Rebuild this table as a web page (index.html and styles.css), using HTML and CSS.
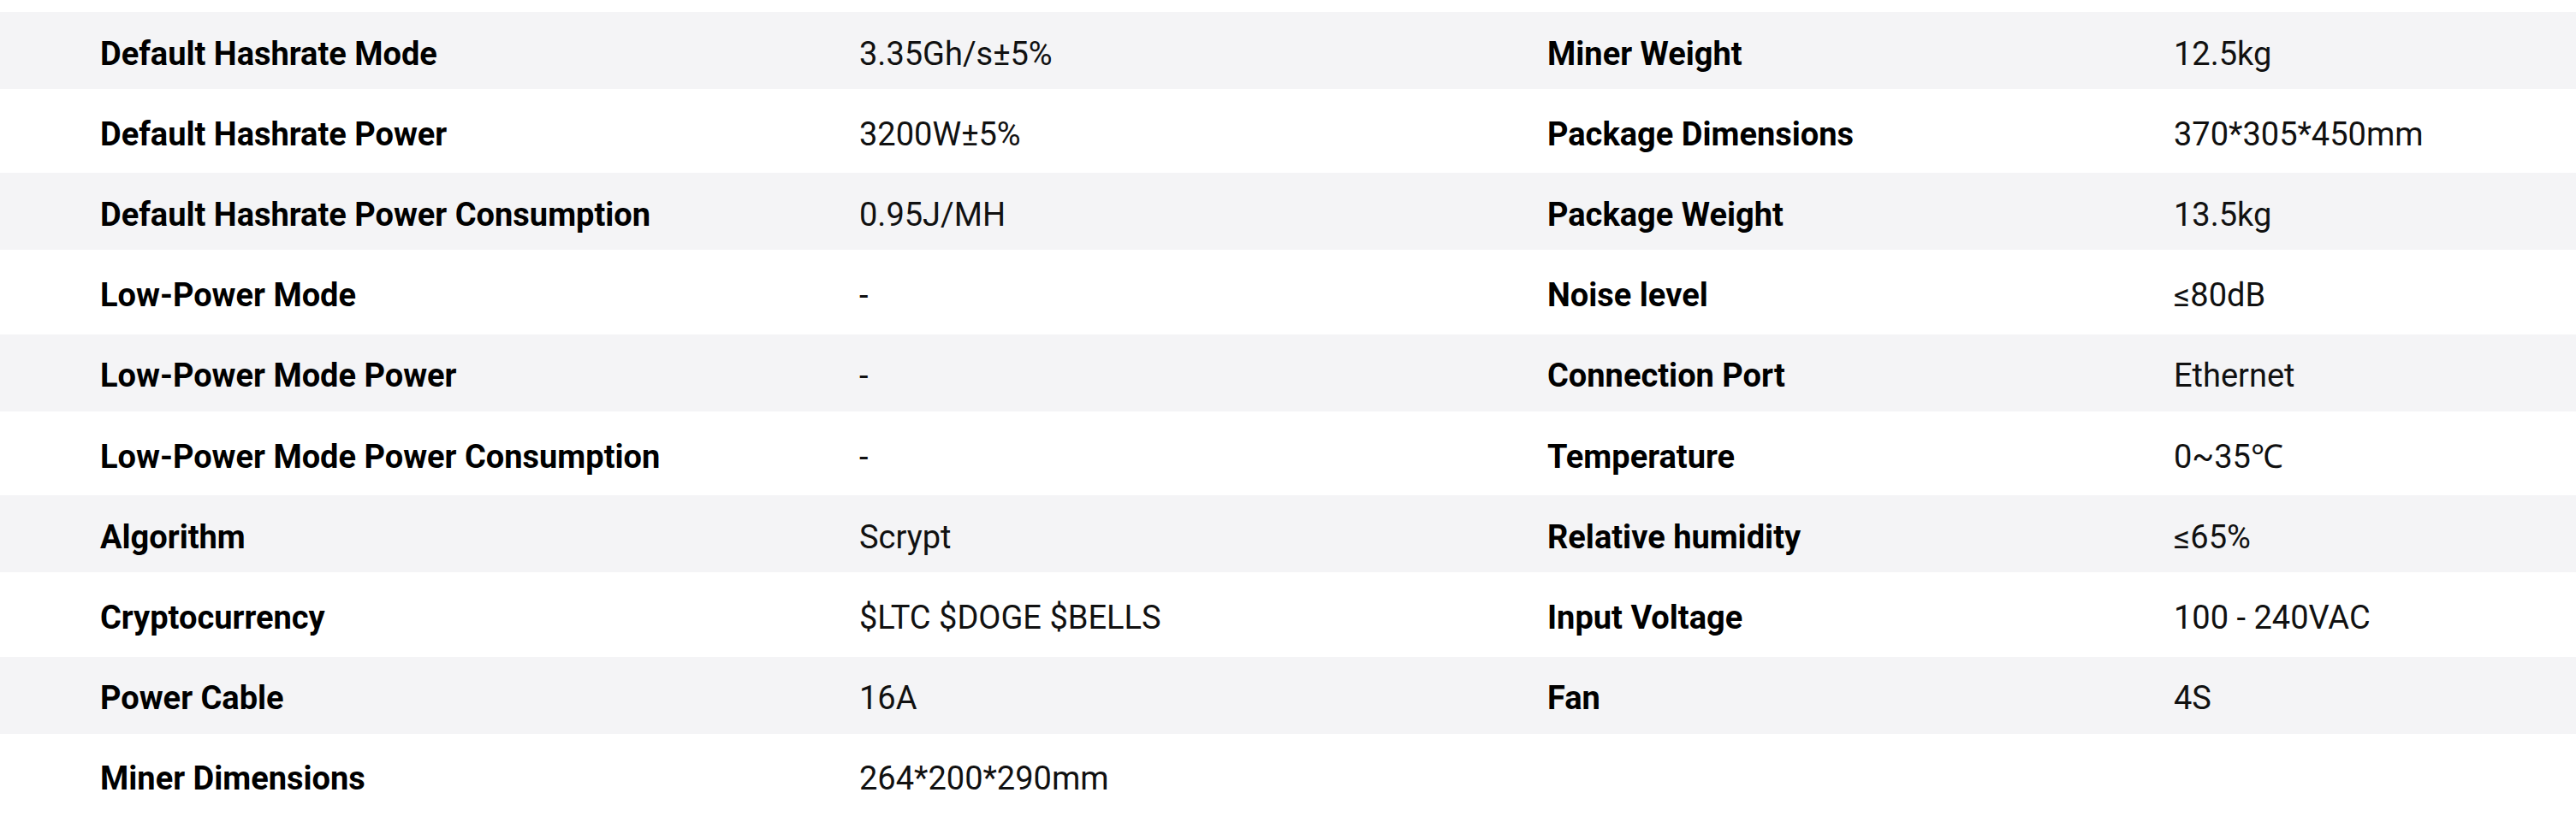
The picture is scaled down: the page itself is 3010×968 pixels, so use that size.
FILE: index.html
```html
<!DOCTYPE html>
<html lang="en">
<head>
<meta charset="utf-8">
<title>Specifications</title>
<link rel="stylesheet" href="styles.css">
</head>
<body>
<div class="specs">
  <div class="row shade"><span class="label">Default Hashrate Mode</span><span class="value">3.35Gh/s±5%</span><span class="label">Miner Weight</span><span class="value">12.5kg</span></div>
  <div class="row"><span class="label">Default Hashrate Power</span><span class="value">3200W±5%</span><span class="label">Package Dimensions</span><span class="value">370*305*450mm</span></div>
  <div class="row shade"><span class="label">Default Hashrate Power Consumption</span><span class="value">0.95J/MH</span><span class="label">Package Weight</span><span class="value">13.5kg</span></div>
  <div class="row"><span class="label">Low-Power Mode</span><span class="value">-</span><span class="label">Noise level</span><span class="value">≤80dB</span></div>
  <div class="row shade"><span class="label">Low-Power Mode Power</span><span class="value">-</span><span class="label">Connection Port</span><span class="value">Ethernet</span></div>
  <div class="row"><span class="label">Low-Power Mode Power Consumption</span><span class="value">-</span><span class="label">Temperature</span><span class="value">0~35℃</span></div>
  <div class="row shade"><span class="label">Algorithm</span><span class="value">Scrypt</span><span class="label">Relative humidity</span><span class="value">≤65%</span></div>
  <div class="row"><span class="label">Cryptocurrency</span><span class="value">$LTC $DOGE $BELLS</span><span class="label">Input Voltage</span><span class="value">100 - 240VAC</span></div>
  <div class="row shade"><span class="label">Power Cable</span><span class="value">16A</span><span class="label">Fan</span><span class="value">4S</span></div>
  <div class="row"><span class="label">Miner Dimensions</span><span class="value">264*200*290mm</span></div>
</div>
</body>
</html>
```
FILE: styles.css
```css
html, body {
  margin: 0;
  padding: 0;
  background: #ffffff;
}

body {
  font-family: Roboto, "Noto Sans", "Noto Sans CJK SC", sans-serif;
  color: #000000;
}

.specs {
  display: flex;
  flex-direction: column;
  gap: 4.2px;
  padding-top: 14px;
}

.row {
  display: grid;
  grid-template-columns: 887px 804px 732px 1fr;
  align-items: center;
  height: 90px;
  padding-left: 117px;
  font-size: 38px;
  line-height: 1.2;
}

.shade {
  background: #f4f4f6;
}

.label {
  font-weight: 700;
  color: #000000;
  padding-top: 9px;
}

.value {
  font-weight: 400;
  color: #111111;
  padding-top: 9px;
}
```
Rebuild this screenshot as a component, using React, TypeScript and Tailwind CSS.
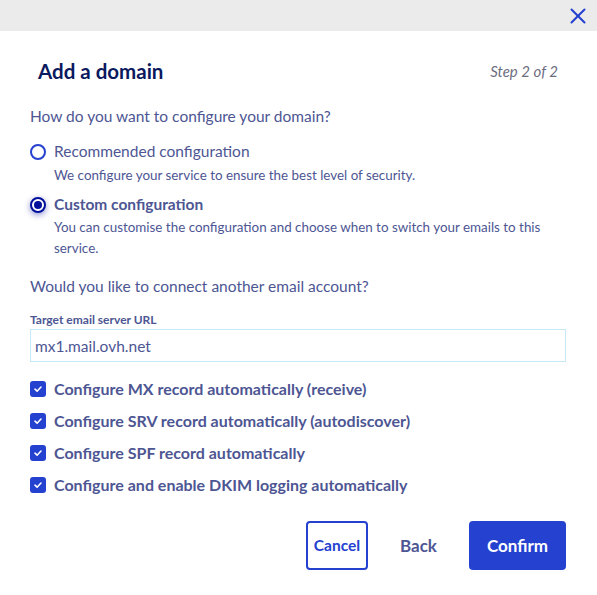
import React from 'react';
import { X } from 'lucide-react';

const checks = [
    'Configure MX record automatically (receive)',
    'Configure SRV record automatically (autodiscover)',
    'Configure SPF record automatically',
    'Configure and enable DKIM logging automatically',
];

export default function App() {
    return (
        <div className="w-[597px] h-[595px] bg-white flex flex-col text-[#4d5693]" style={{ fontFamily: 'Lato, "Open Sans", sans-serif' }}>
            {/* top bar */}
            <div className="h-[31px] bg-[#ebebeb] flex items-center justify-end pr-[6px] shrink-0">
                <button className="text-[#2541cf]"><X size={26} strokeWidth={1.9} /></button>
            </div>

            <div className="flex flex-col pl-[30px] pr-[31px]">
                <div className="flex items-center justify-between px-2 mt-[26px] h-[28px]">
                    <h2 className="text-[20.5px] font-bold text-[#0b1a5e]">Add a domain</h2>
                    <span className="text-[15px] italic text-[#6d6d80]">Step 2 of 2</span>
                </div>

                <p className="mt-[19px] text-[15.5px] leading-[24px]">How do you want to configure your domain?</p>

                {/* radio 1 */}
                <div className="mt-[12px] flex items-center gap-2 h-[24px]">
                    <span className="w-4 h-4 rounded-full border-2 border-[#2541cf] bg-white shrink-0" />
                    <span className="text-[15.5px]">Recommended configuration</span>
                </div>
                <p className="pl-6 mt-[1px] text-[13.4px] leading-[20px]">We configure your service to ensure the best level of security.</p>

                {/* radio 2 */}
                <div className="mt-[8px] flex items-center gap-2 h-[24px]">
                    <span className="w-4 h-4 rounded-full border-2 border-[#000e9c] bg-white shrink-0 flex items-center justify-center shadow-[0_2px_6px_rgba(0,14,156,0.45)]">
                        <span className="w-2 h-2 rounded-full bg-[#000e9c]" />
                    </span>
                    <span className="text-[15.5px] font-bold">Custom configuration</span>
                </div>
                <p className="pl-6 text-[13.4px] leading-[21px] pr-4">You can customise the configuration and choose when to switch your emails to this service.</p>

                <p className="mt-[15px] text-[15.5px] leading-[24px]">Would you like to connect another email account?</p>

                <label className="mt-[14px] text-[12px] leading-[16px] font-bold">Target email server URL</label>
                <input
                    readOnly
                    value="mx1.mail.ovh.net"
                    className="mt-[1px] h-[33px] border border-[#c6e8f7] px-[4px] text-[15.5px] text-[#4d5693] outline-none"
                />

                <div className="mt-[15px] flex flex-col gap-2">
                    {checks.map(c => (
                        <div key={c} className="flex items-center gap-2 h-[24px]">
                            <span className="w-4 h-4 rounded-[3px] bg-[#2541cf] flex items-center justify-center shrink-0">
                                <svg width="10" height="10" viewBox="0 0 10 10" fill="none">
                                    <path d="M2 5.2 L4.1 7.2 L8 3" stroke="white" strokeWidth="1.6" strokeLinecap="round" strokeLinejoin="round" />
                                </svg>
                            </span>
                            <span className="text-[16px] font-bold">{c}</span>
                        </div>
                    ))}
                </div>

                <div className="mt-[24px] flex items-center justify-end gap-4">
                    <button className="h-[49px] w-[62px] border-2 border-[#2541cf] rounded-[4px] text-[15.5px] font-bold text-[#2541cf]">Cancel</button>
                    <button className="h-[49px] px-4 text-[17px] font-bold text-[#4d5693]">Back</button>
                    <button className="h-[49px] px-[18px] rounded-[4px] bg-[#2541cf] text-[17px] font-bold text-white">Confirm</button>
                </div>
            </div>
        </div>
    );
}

_ _ _ _ _ _ _

▶ _Work to complete_
Within the entries above, give again exactly the lines starting at the one that contains "Rebuild this screenshot" and ending at the one that contains "configure your domain?</p>", leaving out the pictures.

▶ _Exercise response_
Rebuild this screenshot as a component, using React, TypeScript and Tailwind CSS.
import React from 'react';
import { X } from 'lucide-react';

const checks = [
    'Configure MX record automatically (receive)',
    'Configure SRV record automatically (autodiscover)',
    'Configure SPF record automatically',
    'Configure and enable DKIM logging automatically',
];

export default function App() {
    return (
        <div className="w-[597px] h-[595px] bg-white flex flex-col text-[#4d5693]" style={{ fontFamily: 'Lato, "Open Sans", sans-serif' }}>
            {/* top bar */}
            <div className="h-[31px] bg-[#ebebeb] flex items-center justify-end pr-[6px] shrink-0">
                <button className="text-[#2541cf]"><X size={26} strokeWidth={1.9} /></button>
            </div>

            <div className="flex flex-col pl-[30px] pr-[31px]">
                <div className="flex items-center justify-between px-2 mt-[26px] h-[28px]">
                    <h2 className="text-[20.5px] font-bold text-[#0b1a5e]">Add a domain</h2>
                    <span className="text-[15px] italic text-[#6d6d80]">Step 2 of 2</span>
                </div>

                <p className="mt-[19px] text-[15.5px] leading-[24px]">How do you want to configure your domain?</p>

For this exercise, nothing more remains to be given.